Excepting Octavia E. Butler’s Kindred, The Ensemble is the first fiction pick of a CLSC season that has already seen five author presentations, many from prominent journalists and nonfiction writers. According to Atom Atkinson, director of literary arts, the novel’s unconventional arrangement and specific attention to an insular subculture made it an even more exciting pick for Week Four. The journey within the book, they said, is really “the arc of a life of the ensemble.”
“It’s doing something conceptually and structurally that is innovative while still being inviting and welcoming to a lot of different kinds of readers,” they said. “It’s also quite educational for anyone who has not been inside the world of being a musician — period — let alone this particular niche. I think that, of all the communities that might have a layperson interest in that world, Chautauqua is one of them. “
From the frenzied competition scenes to the precise descriptions of neck divots and arms bowing in tandem, The Ensemble vibrates with the expertise of a life steeped in the world of classical music. Gabel was a serious cellist for 25 years, and pairing writing and music — her two “true loves” — seemed like a natural pairing for her first novel. It also meant she was already an expert on her subject matter, not only the routine and career trajectory of her characters, but also the deep familiarity present within a group of individuals bound to each other by the strings of their instruments.
Gabel would eventually decide not to pursue a professional career in classical music, yet she always tried to be “music-adjacent.” When she worked at the National Endowment for the Arts, she worked with music as an arts administrator.

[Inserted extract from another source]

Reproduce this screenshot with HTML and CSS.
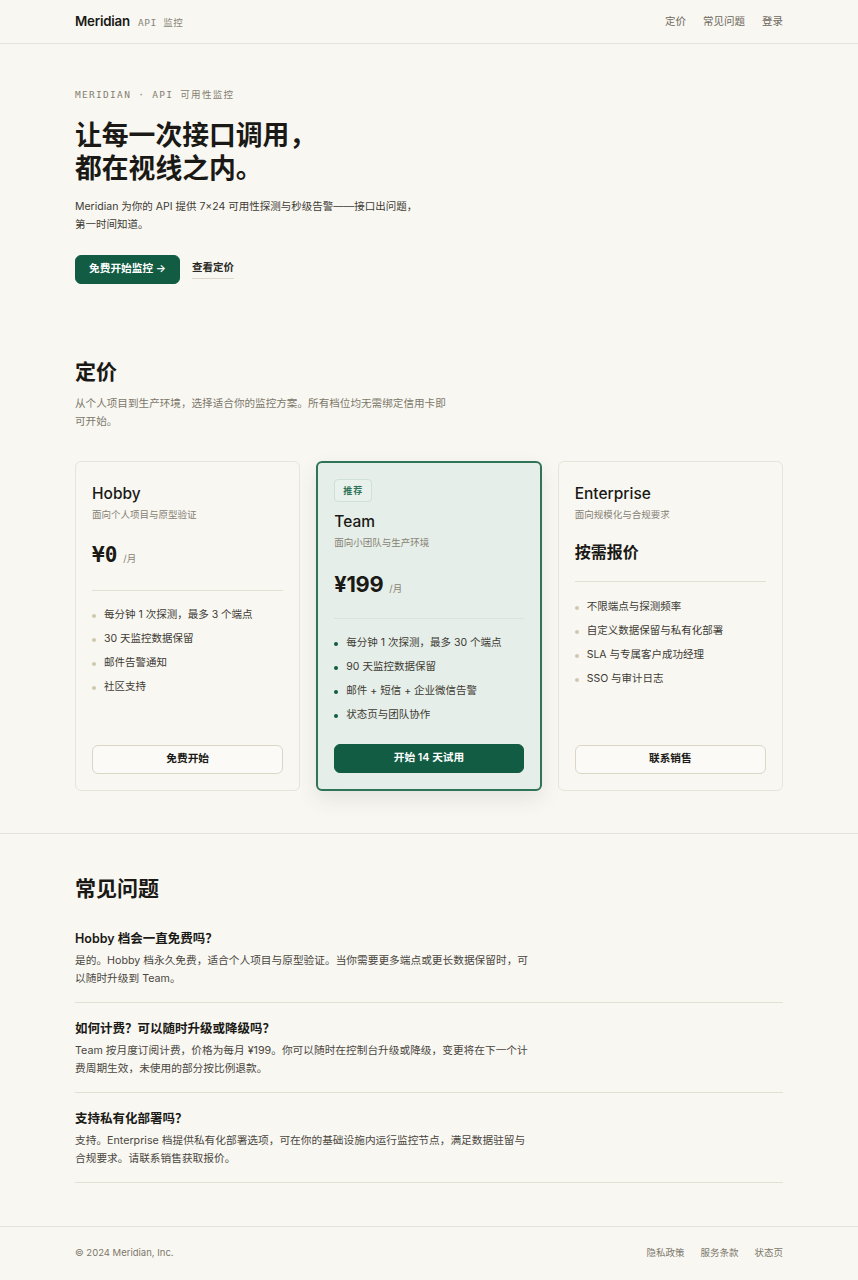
FILE: index.html
```html
<!DOCTYPE html>
<html lang="zh-CN">
<head>
<meta charset="utf-8">
<title>Meridian API 监控</title>
<link rel="stylesheet" href="styles.css">
</head>
<body>
<header class="site-header">
  <div class="container header-inner">
    <div class="brand"><span class="brand-name">Meridian</span><span class="brand-tag">API 监控</span></div>
    <nav class="nav">
      <a href="#pricing">定价</a>
      <a href="#faq">常见问题</a>
      <a href="#">登录</a>
    </nav>
  </div>
</header>

<main>
  <section class="hero container">
    <p class="eyebrow">MERIDIAN · API 可用性监控</p>
    <h1 class="hero-title">让每一次接口调用，<br>都在视线之内。</h1>
    <p class="hero-lead">Meridian 为你的 API 提供 7×24 可用性探测与秒级告警——接口出问题，<br>第一时间知道。</p>
    <div class="hero-actions">
      <a class="btn btn-primary" href="#">免费开始监控 →</a>
      <a class="link-underline" href="#pricing">查看定价</a>
    </div>
  </section>

  <section class="pricing container" id="pricing">
    <h2 class="section-title">定价</h2>
    <p class="section-sub">从个人项目到生产环境，选择适合你的监控方案。所有档位均无需绑定信用卡即可开始。</p>
    <div class="plans">
      <article class="plan">
        <h3 class="plan-name">Hobby</h3>
        <p class="plan-desc">面向个人项目与原型验证</p>
        <div class="plan-price"><span class="amount mono">¥0</span><span class="per">/月</span></div>
        <ul class="features">
          <li>每分钟 1 次探测，最多 3 个端点</li>
          <li>30 天监控数据保留</li>
          <li>邮件告警通知</li>
          <li>社区支持</li>
        </ul>
        <a class="btn btn-outline" href="#">免费开始</a>
      </article>
      <article class="plan plan-featured">
        <span class="badge">推荐</span>
        <h3 class="plan-name">Team</h3>
        <p class="plan-desc">面向小团队与生产环境</p>
        <div class="plan-price"><span class="amount">¥199</span><span class="per">/月</span></div>
        <ul class="features">
          <li>每分钟 1 次探测，最多 30 个端点</li>
          <li>90 天监控数据保留</li>
          <li>邮件 + 短信 + 企业微信告警</li>
          <li>状态页与团队协作</li>
        </ul>
        <a class="btn btn-primary btn-block" href="#">开始 14 天试用</a>
      </article>
      <article class="plan">
        <h3 class="plan-name">Enterprise</h3>
        <p class="plan-desc">面向规模化与合规要求</p>
        <div class="plan-price plan-price-quote"><span class="quote">按需报价</span></div>
        <ul class="features">
          <li>不限端点与探测频率</li>
          <li>自定义数据保留与私有化部署</li>
          <li>SLA 与专属客户成功经理</li>
          <li>SSO 与审计日志</li>
        </ul>
        <a class="btn btn-outline" href="#">联系销售</a>
      </article>
    </div>
  </section>

  <section class="faq-wrap" id="faq">
    <div class="container faq">
      <h2 class="section-title">常见问题</h2>
      <div class="faq-item">
        <h3 class="faq-q">Hobby 档会一直免费吗？</h3>
        <p class="faq-a">是的。Hobby 档永久免费，适合个人项目与原型验证。当你需要更多端点或更长数据保留时，可以随时升级到 Team。</p>
      </div>
      <div class="faq-item">
        <h3 class="faq-q">如何计费？可以随时升级或降级吗？</h3>
        <p class="faq-a">Team 按月度订阅计费，价格为每月 ¥199。你可以随时在控制台升级或降级，变更将在下一个计费周期生效，未使用的部分按比例退款。</p>
      </div>
      <div class="faq-item">
        <h3 class="faq-q">支持私有化部署吗？</h3>
        <p class="faq-a">支持。Enterprise 档提供私有化部署选项，可在你的基础设施内运行监控节点，满足数据驻留与合规要求。请联系销售获取报价。</p>
      </div>
    </div>
  </section>
</main>

<footer class="site-footer">
  <div class="container footer-inner">
    <span class="copy">© 2024 Meridian, Inc.</span>
    <nav class="footer-nav">
      <a href="#">隐私政策</a>
      <a href="#">服务条款</a>
      <a href="#">状态页</a>
    </nav>
  </div>
</footer>
</body>
</html>
```

FILE: styles.css
```css
* { box-sizing: border-box; }

html, body {
  margin: 0;
  padding: 0;
}

body {
  background: #f8f7f2;
  color: #1c1b18;
  font-family: "Inter", "Noto Sans CJK SC", sans-serif;
  font-size: 12px;
  line-height: 1.5;
}

a { color: inherit; text-decoration: none; }

h1, h2, h3, p, ul { margin: 0; padding: 0; }

.container {
  width: 708px;
  margin: 0 auto;
}

.mono {
  font-family: "DejaVu Sans Mono", "Liberation Mono", "Noto Sans CJK SC", monospace;
}

/* Header */
.site-header {
  border-bottom: 1px solid #e6e3da;
}

.header-inner {
  height: 43px;
  display: flex;
  align-items: center;
  justify-content: space-between;
}

.brand {
  display: flex;
  align-items: baseline;
  gap: 8px;
}

.brand-name {
  font-size: 13.3px;
  font-weight: 600;
  letter-spacing: -0.2px;
  color: #1a1915;
}

.brand-tag {
  font-family: "DejaVu Sans Mono", "Noto Sans CJK SC", monospace;
  font-size: 9.5px;
  color: #8a8578;
  letter-spacing: 0.6px;
}

.nav {
  display: flex;
  gap: 17px;
  font-size: 10.5px;
  color: #6e685b;
}

/* Hero */
.hero {
  padding-top: 44px;
  padding-bottom: 70px;
}

.eyebrow {
  font-family: "DejaVu Sans Mono", "Noto Sans CJK SC", monospace;
  font-size: 9.5px;
  letter-spacing: 1.3px;
  color: #857f71;
  line-height: 14px;
}

.hero-title {
  margin-top: 17px;
  font-size: 26.8px;
  line-height: 33px;
  font-weight: 700;
  letter-spacing: 0;
  color: #1a1915;
}

.hero-lead {
  margin-top: 13px;
  font-size: 10.5px;
  line-height: 18px;
  color: #3e3b34;
}

.hero-actions {
  margin-top: 21px;
  display: flex;
  align-items: center;
  gap: 12px;
}

.btn {
  display: inline-flex;
  align-items: center;
  justify-content: center;
  height: 29px;
  border-radius: 6px;
  font-size: 10.7px;
  font-weight: 600;
}

.btn-primary {
  background: #115c43;
  color: #fff;
  padding: 0 13px;
  border: 1px solid #115c43;
}

.link-underline {
  font-size: 10.5px;
  font-weight: 600;
  color: #2c2a25;
  padding-bottom: 3px;
  border-bottom: 1px solid #dcd7c9;
  line-height: 14px;
}

/* Pricing */
.pricing {
  padding-top: 3px;
  padding-bottom: 42px;
}

.section-title {
  font-size: 21px;
  font-weight: 700;
  line-height: 30px;
  color: #1a1915;
}

.section-sub {
  margin-top: 8px;
  max-width: 376px;
  font-size: 10.6px;
  line-height: 18px;
  color: #7d776a;
}

.plans {
  margin-top: 30px;
  display: grid;
  grid-template-columns: repeat(3, 1fr);
  gap: 16px;
  align-items: stretch;
}

.plan {
  display: flex;
  flex-direction: column;
  border: 1px solid #e8e4d9;
  border-radius: 6px;
  padding: 22px 16px 16px;
  background: #f8f7f2;
}

.plan-featured {
  border: 2px solid #2f7358;
  background: #e5eee8;
  padding: 16px 16px 16px;
  box-shadow: 0 8px 20px rgba(60, 55, 40, 0.10);
}

.badge {
  align-self: flex-start;
  font-size: 9px;
  font-weight: 600;
  color: #2f7358;
  background: #e9f1ec;
  border: 1px solid #cfe0d6;
  border-radius: 4px;
  padding: 4px 8px 4px;
  line-height: 13px;
  margin-bottom: 10px;
  letter-spacing: 1px;
}

.plan-name {
  font-size: 15.5px;
  font-weight: 500;
  line-height: 20px;
  color: #1a1915;
}

.plan-desc {
  margin-top: 4px;
  font-size: 9.5px;
  line-height: 14px;
  color: #878173;
}

.plan-price {
  margin-top: 18px;
  display: flex;
  align-items: baseline;
  gap: 6px;
  height: 30px;
}

.amount {
  font-size: 21px;
  font-weight: 700;
  color: #1a1915;
  letter-spacing: -0.3px;
}

.plan-featured .amount { font-size: 21.8px; }

.amount.mono { letter-spacing: 0; }

.per {
  font-size: 9.5px;
  color: #878173;
}

.plan-price-quote {
  margin-top: 18px;
  height: 22px;
}

.quote {
  font-size: 16px;
  font-weight: 700;
  color: #1a1915;
}

.plan-price + .features {
  border-top: 1px solid #e3dfd3;
  margin-top: 20px;
  padding-top: 16px;
}

.plan-price-quote + .features {
  margin-top: 19px;
  padding-top: 17px;
}

.plan-featured .plan-price + .features {
  border-top-color: #dbe3dc;
}

.features {
  list-style: none;
  display: flex;
  flex-direction: column;
  gap: 8px;
  margin-bottom: 21px;
}

.features li {
  position: relative;
  padding-left: 12px;
  font-size: 10.5px;
  line-height: 16px;
  color: #3e3b34;
}

.features li::before {
  content: "";
  position: absolute;
  left: 0;
  top: 6.5px;
  width: 4px;
  height: 4px;
  border-radius: 50%;
  background: #cfc7b1;
}

.plan-featured .features li::before {
  background: #115c43;
}

.plan .btn {
  margin-top: auto;
}

.btn-outline {
  border: 1px solid #dcd6c6;
  background: #fbfaf6;
  color: #1a1915;
}

.btn-block {
  width: 100%;
}

/* FAQ */
.faq-wrap {
  border-top: 1px solid #e6e3da;
  padding-top: 40px;
  padding-bottom: 43px;
}

.faq .section-title {
  margin-bottom: 12px;
}

.faq-item {
  border-bottom: 1px solid #e3dfd3;
  padding: 14px 0 14px;
}

.faq-item + .faq-item {
  padding-top: 17px;
}

.faq-q {
  font-size: 12.5px;
  font-weight: 600;
  line-height: 18px;
  color: #1a1915;
}

.faq-a {
  margin-top: 4px;
  max-width: 456px;
  font-size: 10.7px;
  line-height: 18px;
  color: #4a463e;
}

/* Footer */
.site-footer {
  border-top: 1px solid #e6e3da;
}

.footer-inner {
  height: 52px;
  display: flex;
  align-items: center;
  justify-content: space-between;
  font-size: 9.5px;
  color: #7d776a;
}

.footer-nav {
  display: flex;
  gap: 16px;
}
```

When she studied writing, she took cello lessons on the side.
“(Music) was always a constant in my life,” she said. “I was so desperate to make it be in my life — and so sad at the idea that it wouldn’t be — that I think it contributed to my writing the novel. I wanted to live a life where I could still live a life of music.”
With Gabel’s intentional inclusion of concert pieces at the beginning of each section, Beethoven, Mozart and Dvořák literally punctuate her book as it charts the Van Ness Quartet’s course from students to professional musicians. She begins and ends the book with a Dvořák “because they would play it in two different ways”; she has the quartet play a difficult Shostakovich when she wants to gesture toward the group’s instability and unease; and she saves a Mendelssohn for when the quartet starts to “expand their lives.”
“If you were listening while you were reading that section, it would make sense,” Gabel said. “I understood those pieces so well, so it was fun to dramatize them in this way. It’s not an opera; it’s a novel set to music.”
The Ensemble is written as a series of close third-person narratives, a switch from the first-person chapters of an early draft and a structure reminiscent of The Poisonwood Bible, Barbara Kingsolver’s best-selling novel about an American family living in the Belgian Congo. To inform her portrayal of a motley family, Gabel turned “again and again” to family-spanning books like Alice McDermott’s After This and Zadie Smith’s On Beauty.
As a fellow cellist, Gabel said she’s not as “angsty” as Daniel, but she does identify with his internal struggle when playing alongside someone as effortlessly talented as Henry, the book’s prodigy. Although she might not be autobiographically attune to all that her characters undergo — take Jana’s experience with adoption, for example — Gabel does find herself needing to “believe in the conflict,” which often means seeking out a personal avenue into a fictional situation.
“Perhaps I’m interested not in motherhood in a literal sense, the way Jana is, but I am interested in it in other ways,” Gabel said. “How do you maintain yourself and love another person that you have purposefully and intentionally decided to bring into the world?”
As The Ensemble’s quartet members fall in and out of love with each other and their craft, they illustrate the tension inherent between human loneliness and the intensity of their relationships. In non-literal ways, Gabel used her debut novel as a map.
“It’s not in vogue to say that fiction is cathartic, but I have always experienced it that way,” she said. “I have always done my best work when I am writing something I am trying to figure out.”
In her professional life, Gabel now lives primarily as a writer, though just last week she attended an open rehearsal for the Los Angeles Philharmonic that “took (her) right back.” The Ensemble is a convergence of these two worlds that have brightened and defined her life.